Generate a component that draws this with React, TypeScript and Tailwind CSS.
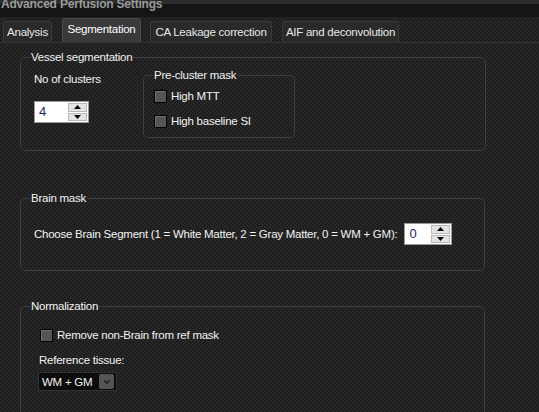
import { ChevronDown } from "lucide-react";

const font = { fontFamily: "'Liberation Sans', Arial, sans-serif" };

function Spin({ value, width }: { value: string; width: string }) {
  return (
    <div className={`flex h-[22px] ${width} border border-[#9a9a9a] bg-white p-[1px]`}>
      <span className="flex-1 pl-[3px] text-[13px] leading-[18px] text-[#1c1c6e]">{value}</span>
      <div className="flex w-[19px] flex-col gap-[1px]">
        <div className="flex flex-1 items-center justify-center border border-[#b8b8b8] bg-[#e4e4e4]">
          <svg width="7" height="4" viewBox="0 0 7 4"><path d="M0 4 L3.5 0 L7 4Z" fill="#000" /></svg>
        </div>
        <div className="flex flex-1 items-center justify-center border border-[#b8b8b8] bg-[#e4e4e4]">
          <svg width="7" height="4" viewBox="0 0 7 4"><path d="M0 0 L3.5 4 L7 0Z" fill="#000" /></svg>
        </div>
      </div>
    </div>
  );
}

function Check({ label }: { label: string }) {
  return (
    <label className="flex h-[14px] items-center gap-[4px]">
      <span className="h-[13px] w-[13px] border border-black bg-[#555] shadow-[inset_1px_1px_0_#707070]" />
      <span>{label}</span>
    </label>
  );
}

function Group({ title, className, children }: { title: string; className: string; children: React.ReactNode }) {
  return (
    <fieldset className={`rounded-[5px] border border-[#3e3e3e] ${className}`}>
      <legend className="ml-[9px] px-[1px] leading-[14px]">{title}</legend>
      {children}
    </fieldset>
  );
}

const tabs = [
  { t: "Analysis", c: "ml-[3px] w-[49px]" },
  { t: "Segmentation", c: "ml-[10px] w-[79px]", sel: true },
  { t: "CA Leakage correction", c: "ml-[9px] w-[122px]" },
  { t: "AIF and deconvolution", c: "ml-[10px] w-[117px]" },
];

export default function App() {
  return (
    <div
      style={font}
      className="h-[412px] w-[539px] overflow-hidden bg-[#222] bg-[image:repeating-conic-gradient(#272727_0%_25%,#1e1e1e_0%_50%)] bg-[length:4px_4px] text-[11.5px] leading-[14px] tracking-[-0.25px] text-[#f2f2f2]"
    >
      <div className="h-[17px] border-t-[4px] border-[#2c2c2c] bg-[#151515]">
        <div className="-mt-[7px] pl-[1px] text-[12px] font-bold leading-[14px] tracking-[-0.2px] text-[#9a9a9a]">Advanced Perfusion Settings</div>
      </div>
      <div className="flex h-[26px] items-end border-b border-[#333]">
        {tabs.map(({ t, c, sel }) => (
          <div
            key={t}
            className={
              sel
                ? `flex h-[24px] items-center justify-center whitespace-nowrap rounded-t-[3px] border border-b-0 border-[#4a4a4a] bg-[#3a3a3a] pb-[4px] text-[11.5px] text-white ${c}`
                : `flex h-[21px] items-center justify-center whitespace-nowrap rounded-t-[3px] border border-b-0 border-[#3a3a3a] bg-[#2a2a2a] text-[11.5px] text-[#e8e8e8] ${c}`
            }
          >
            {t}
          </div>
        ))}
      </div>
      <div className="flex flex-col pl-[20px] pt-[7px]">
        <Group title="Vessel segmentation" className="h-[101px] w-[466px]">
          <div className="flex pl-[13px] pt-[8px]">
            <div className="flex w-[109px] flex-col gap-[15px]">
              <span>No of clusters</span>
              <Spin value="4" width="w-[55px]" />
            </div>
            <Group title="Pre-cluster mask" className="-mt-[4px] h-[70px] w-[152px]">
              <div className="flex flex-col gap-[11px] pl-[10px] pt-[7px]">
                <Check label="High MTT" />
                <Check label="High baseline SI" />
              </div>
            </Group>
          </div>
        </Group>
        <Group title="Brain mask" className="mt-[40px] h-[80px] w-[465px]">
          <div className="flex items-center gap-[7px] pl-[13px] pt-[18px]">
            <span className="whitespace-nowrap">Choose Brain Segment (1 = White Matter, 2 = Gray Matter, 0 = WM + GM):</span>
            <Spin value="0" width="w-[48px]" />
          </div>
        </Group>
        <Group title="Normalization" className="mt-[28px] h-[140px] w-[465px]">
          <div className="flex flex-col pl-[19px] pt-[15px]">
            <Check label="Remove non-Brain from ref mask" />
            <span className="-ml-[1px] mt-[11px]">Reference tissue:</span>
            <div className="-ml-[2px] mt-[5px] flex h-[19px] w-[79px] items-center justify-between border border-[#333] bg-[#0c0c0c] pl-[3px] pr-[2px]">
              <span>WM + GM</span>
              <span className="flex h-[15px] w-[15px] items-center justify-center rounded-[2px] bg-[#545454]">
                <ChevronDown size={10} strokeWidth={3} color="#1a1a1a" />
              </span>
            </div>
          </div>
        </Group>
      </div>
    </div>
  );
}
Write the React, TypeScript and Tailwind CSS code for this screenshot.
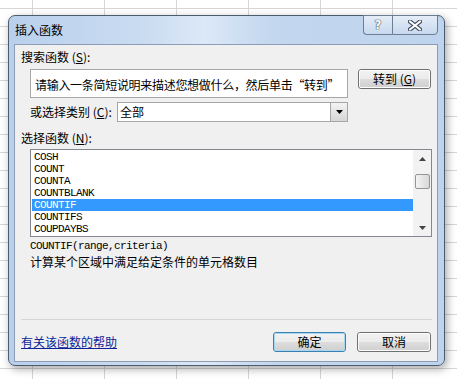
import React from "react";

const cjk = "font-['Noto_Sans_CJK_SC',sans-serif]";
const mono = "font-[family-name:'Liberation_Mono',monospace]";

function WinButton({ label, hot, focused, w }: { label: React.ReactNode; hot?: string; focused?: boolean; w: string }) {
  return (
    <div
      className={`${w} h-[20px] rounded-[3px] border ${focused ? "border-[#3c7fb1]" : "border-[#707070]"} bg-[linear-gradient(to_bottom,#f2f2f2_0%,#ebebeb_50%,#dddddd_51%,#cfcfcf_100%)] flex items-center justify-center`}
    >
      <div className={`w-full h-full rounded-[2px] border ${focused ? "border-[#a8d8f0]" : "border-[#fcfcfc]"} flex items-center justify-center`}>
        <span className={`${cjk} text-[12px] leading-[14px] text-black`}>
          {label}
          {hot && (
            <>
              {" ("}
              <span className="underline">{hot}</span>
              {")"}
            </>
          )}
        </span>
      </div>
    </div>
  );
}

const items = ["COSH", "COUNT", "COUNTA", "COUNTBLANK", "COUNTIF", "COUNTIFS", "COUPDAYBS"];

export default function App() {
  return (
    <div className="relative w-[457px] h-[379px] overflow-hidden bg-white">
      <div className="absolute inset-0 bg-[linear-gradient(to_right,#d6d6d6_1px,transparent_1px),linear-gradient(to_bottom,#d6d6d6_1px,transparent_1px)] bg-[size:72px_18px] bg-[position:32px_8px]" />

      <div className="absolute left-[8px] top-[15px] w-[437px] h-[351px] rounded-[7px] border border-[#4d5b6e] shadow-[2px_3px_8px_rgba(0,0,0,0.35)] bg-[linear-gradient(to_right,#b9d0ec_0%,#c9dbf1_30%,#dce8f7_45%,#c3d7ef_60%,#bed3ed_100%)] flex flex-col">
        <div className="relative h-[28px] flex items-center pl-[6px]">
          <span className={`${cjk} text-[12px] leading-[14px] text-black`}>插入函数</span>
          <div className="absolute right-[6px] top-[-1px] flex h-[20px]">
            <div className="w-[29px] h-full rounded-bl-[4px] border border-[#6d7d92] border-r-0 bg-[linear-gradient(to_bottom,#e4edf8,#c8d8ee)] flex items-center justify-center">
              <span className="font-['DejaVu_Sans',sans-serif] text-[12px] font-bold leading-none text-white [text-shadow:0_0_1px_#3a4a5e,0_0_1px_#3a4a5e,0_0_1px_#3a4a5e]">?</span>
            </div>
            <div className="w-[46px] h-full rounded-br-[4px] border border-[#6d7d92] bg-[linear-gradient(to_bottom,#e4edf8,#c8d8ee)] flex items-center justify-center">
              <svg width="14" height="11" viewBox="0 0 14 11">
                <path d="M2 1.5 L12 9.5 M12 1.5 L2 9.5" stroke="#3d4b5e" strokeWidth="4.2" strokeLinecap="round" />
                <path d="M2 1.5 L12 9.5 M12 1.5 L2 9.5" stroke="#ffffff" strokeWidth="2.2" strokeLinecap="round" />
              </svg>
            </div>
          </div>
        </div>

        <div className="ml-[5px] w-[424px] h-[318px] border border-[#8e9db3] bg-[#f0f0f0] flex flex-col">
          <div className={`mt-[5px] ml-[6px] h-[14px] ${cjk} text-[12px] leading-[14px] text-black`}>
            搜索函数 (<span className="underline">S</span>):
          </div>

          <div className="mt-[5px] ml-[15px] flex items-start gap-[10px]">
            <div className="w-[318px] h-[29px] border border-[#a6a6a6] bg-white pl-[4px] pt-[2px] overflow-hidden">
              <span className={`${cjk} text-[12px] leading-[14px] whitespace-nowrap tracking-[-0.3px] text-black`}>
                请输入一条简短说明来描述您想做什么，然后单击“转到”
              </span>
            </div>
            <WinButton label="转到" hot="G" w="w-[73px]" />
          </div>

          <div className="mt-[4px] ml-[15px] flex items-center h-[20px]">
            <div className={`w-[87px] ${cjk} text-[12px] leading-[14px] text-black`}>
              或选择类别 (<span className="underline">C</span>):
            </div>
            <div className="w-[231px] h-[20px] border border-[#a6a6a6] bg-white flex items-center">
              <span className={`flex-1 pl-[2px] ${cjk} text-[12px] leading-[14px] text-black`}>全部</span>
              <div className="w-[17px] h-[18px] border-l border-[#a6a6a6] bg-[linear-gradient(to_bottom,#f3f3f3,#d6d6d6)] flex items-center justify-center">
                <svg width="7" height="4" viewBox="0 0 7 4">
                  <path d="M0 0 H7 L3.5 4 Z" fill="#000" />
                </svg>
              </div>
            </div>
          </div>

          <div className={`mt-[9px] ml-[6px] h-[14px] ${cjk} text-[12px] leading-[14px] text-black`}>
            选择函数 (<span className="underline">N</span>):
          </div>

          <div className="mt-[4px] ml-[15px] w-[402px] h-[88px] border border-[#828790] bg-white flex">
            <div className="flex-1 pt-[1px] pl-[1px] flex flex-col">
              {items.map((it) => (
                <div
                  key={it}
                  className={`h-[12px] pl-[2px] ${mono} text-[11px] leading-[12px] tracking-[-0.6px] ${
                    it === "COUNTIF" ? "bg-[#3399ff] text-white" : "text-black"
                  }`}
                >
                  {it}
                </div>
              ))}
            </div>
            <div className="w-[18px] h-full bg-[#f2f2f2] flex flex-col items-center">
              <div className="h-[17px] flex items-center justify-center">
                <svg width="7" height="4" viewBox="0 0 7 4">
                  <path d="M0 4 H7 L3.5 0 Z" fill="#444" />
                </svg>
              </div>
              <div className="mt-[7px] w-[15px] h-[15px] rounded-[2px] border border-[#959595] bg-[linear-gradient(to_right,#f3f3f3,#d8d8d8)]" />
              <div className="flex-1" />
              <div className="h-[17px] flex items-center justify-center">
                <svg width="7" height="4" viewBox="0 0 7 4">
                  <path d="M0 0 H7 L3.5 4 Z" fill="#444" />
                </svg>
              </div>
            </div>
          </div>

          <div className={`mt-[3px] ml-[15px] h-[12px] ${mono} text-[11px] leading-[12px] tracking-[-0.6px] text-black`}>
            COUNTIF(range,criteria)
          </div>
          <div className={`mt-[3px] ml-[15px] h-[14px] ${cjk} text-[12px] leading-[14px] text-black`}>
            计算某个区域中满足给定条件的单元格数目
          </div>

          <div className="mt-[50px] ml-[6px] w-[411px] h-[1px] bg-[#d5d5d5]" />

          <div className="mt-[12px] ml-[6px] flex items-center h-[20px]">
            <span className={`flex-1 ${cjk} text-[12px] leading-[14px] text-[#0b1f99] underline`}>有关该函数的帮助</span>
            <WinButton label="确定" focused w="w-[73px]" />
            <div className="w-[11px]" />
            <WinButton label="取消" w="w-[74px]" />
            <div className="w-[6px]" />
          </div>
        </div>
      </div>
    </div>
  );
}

# SHORT TASK:
Of the lines in the entries above, how many include "this"? Only the number should be given.

# THE SOLUTION:
2